Step by step rare-earth catalyzed SiOx annealing and simultaneous formation of Europium- silicide by low coverage of Eu doped Gd₂O₃ nanoparticles

Highlights

• Annealing temperature of SiO_x decreased with close to 200 °C in presence of Eu doped Gd₂O₃ nanoparticles.

• Temperature induced migration and separation of Eu and Gd.

• Simultaneous oxygen removal and EuSi formation.

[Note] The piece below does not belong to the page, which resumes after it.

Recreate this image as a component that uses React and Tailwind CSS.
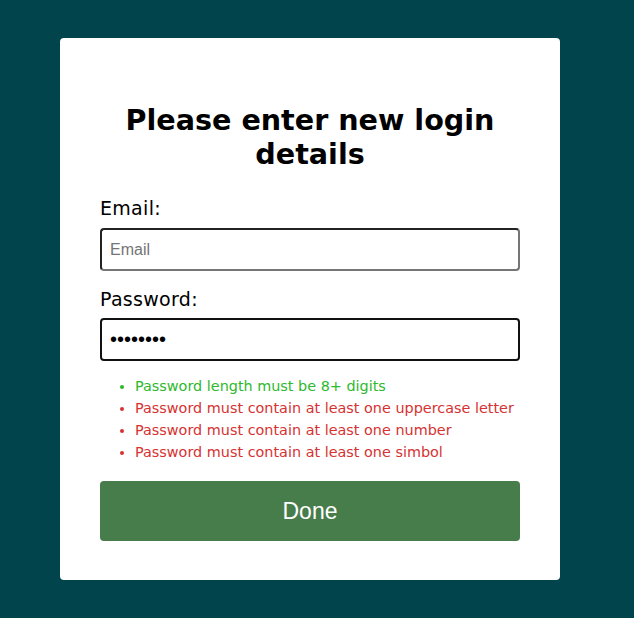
export default function App() {
  const rules = [
    { text: "Password length must be 8+ digits", ok: true },
    { text: "Password must contain at least one uppercase letter", ok: false },
    { text: "Password must contain at least one number", ok: false },
    { text: "Password must contain at least one simbol", ok: false },
  ];

  return (
    <div className="min-h-[618px] w-full bg-[#01444b] pt-[38px] pb-[38px] font-['DejaVu_Sans',sans-serif]">
      <div className="ml-[60px] w-[500px] rounded-[4px] bg-white px-[40px] pt-[65px] pb-[39px]">
        <h1 className="text-center text-[28.6px] leading-[34px] font-bold text-black">
          Please enter new login details
        </h1>
        <form className="mt-[25px] flex flex-col" onSubmit={(e) => e.preventDefault()}>
          <label className="text-[19px] leading-[24px] tracking-[0.3px] text-black">Email:</label>
          <input
            type="email"
            placeholder="Email"
            className="mt-[8px] h-[43px] w-full rounded-[4px] border-2 border-t-[#222] border-l-[#222] border-r-[#767676] border-b-[#767676] px-[8px] font-['Liberation_Sans',sans-serif] text-[16px] text-black placeholder:text-[#757575] outline-none"
          />
          <label className="mt-[16px] text-[19px] leading-[24px] tracking-[0.3px] text-black">Password:</label>
          <input
            type="password"
            defaultValue="abcdefgh"
            className="mt-[7px] h-[43px] w-full rounded-[4px] border-2 border-[#111] px-[8px] font-['Liberation_Sans',sans-serif] text-[20px] text-black outline-none"
          />
          <ul className="mt-[14px] list-disc pl-[35px] text-[14.4px] leading-[22px]">
            {rules.map((r) => (
              <li
                key={r.text}
                className={r.ok ? "text-[#2eb82e] marker:text-[#2eb82e]" : "text-[#d63232] marker:text-[#d63232]"}
              >
                {r.text}
              </li>
            ))}
          </ul>
          <button
            type="submit"
            className="mt-[18px] h-[60px] w-full rounded-[4px] bg-[#477c4b] font-['Liberation_Sans',sans-serif] text-[23px] text-white"
          >
            Done
          </button>
        </form>
      </div>
    </div>
  );
}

• Reduction of the annealing temperature in presence of pure Eu³⁺ and Gd³⁺ ions

• One step, route for production of silicon-based contacts.

Abstract

We report the formation of silicide by annealing of a SiO_x surface, with low coverage of Eu doped Gd₂O₃ nanoparticles. The annealing temperature required for removal of native oxide from the Si substrate decreases with close to 200 °C in presence of the nanoparticles. X-ray photoemission electron microscopy, low-energy electron microscopy and mirror electron microscopy are used to monitor the silicide formation and SiO_x removal. Fragmentation of the nanoparticles is observed, and the SiO_x layer is gradually removed. Eu migrates to clean Si areas during the annealing process, while Gd is found in areas where oxide is still present. This annealing process is clearly facilitated in the presence of rare-earth based nanoparticles, where nanoparticles are suggested to function as reaction sites to catalyze the oxygen removal and simultaneously form Eu based silicide. Reduction of the annealing temperature of SiO_x substrates is also observed in presence of pure Eu³⁺ and Gd³⁺ ions. Simultaneous oxygen removal and EuSi formation enable this new rare-earth catalyzed annealing and silicide formation to find applications both within optoelectronics and processing microelectronic industry.